Week 7: Multi-stage incident scenarios
- Work through scenarios that move from initial alert to containment decision.
- Track changes in confidence as new evidence appears.
- Practice revising your hypothesis instead of defending your first guess.
This is important because real incidents rarely stay simple. A login anomaly may become credential misuse. A malware alert may turn out to be testing by IT. The exam may reward candidates who adapt when the facts change.
Week 8: Timed sets and pacing control
- Run 25 to 40 question timed sets.
- Measure average time per question and flag the slowest topics.
- Practice skipping and returning instead of getting stuck.
Pacing is a skill, not luck. Candidates often lose points because they spend too long proving one answer is perfect. On this exam, you are usually looking for the best available action, not a flawless real-world investigation.
Week 9: Weak-area repair
- Use your tracker to identify the lowest-scoring domains.
- Repeat drills only in those areas.
- Rewrite poor investigation notes into stronger versions.
This week should be targeted. Do not spend equal time on topics you already handle well. Improvement comes from fixing repeated errors.
Week 10: Final simulation and review
- Run two full timed simulations.
- Review every wrong answer and every guess.
- Reduce new study. Focus on decision rules and note discipline.
The final week is about stability. You want your process to feel familiar and calm.
How to run triage drills that actually improve judgment
Triage drills should be short and frequent. Each drill starts with a small data set: alert name, severity, source and destination, user or host, recent activity, and one or two context clues. Then answer four questions:
- What is the likely category?
- What makes it important or not important?
- What is the next best step?
- Would you escalate now?
For example, imagine an alert for repeated failed logins from a foreign IP against a user account. If the account is disabled and the attempts never succeed, your triage may be lower priority than a successful login from an unusual location on a privileged account. The point is not just recognizing suspicious activity. It is weighing context.
When you review your answers, do not only ask whether you were right. Ask why your decision worked or failed. Maybe you focused too much on the alert severity and ignored asset criticality. Maybe you escalated too quickly without checking whether the activity matched a known admin task. Those patterns matter.

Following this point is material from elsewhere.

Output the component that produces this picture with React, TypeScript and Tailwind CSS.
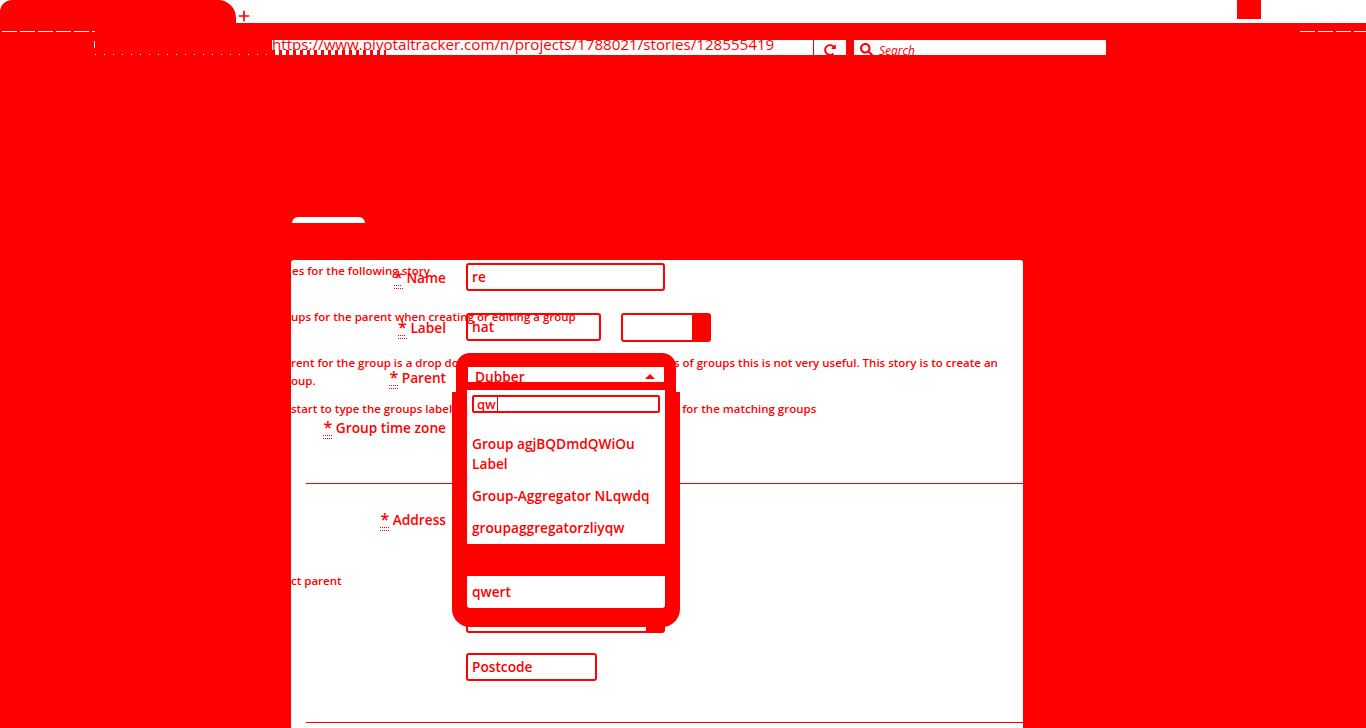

Investigation notes: the habit that separates average candidates from strong ones
Most candidates underestimate note-taking. That is a mistake. Clear notes improve both exam performance and real incident work because they force you to organize evidence before deciding.
Use a simple template:
- Alert summary: what triggered the case
- Scope: user, host, account, application, or network segment involved
- Evidence: key facts in time order
- Analysis: what the evidence suggests and what remains unclear
- Decision: close, monitor, escalate, or contain
- Next actions: exact follow-up steps
Keep the language concrete. Avoid vague words like “weird,” “bad,” or “seems malicious” unless you support them. If you write “possible lateral movement,” explain why. For example: “Host A authenticated to Host B using account not normally seen between these systems; connection followed execution of remote management tool within five minutes of phishing alert.”
This level of discipline helps on scenario questions because it trains you to separate fact from interpretation.

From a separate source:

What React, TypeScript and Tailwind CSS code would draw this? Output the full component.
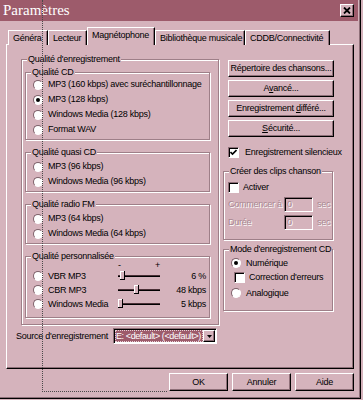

Timed sets: how to build pacing without rushing
Timed practice should start after you have a basic process. If you begin too early, you may train panic instead of efficiency. Once you are ready, use a simple pacing method:
- Set a target time per question.
- Mark any question that takes too long.
- Choose the best current answer and move on.
- Use the final minutes to review marked items.
The reason this works is that many exam questions can be narrowed quickly if you focus on action order. Ask yourself:
- What is the immediate priority?
- What evidence is already strong enough to support action?
- Which option is safest and most justified right now?
This reduces overthinking. In operations, the first useful step often matters more than the complete end-state plan.
Use a weekly drill tracker to measure real progress
A weekly drill tracker keeps your study honest. Without one, it is easy to mistake time spent for skill gained. Your tracker should include:
- Date
- Domain or skill drilled
- Number of questions or scenarios
- Accuracy
- Average time per item
- Top mistake pattern
- One fix for next week
Example entries might look like this:
- Week 2, Triage: 20 scenarios, 70% accuracy, too many high-severity escalations, fix by checking asset criticality before escalating.
- Week 3, Investigation notes: 8 cases, notes too vague on timeline, fix by listing events in minute-by-minute order.
- Week 8, Timed mixed set: 30 questions, strong accuracy but slow on response decisions, fix by using a response decision tree.
This is where the asset from your outline becomes valuable. A weekly tracker turns study into feedback. Feedback drives improvement.
Common mistakes to avoid
- Studying features without workflows. Knowing a tool exists is not the same as knowing when to use it.
- Ignoring false positives. Triage quality depends on understanding normal noise.
- Escalating every suspicious event. Good analysts weigh confidence and impact.
- Writing poor notes. If your notes are unclear, your reasoning is probably unclear too.
- Skipping timed practice. Knowledge alone does not guarantee exam pacing.
- Reviewing scores but not mistake patterns. The pattern tells you what to fix.
Final preparation in the last few days
In the last three to five days, keep things simple. Do not try to relearn everything. Review your tracker, your decision rules, and your strongest note examples. Run a few short mixed sets. Then stop and rest.
Your final checklist should be practical:
- Can you triage an alert in under two minutes?
- Can you explain why one event matters more than another?
- Can you write a clean investigation summary from limited evidence?
- Can you choose a response that fits both confidence and business impact?
- Can you manage time without freezing on hard questions?
If the answer is yes to most of these, you are likely preparing in the right way.
A better way to study for this exam
The best study plan for the Palo Alto Networks Security Operations Architect exam is not built around memorizing isolated facts. It is built around repeated operational decisions. Triage. Investigate. Write. Respond. Review. Then do it again with better judgment and better speed.
If you follow a weekly drill model, track your mistakes, and practice under time pressure, you will build the exact habits this exam is designed to test. That makes your study more efficient, but more importantly, it makes it more realistic. And for a security operations role, realistic practice is what counts.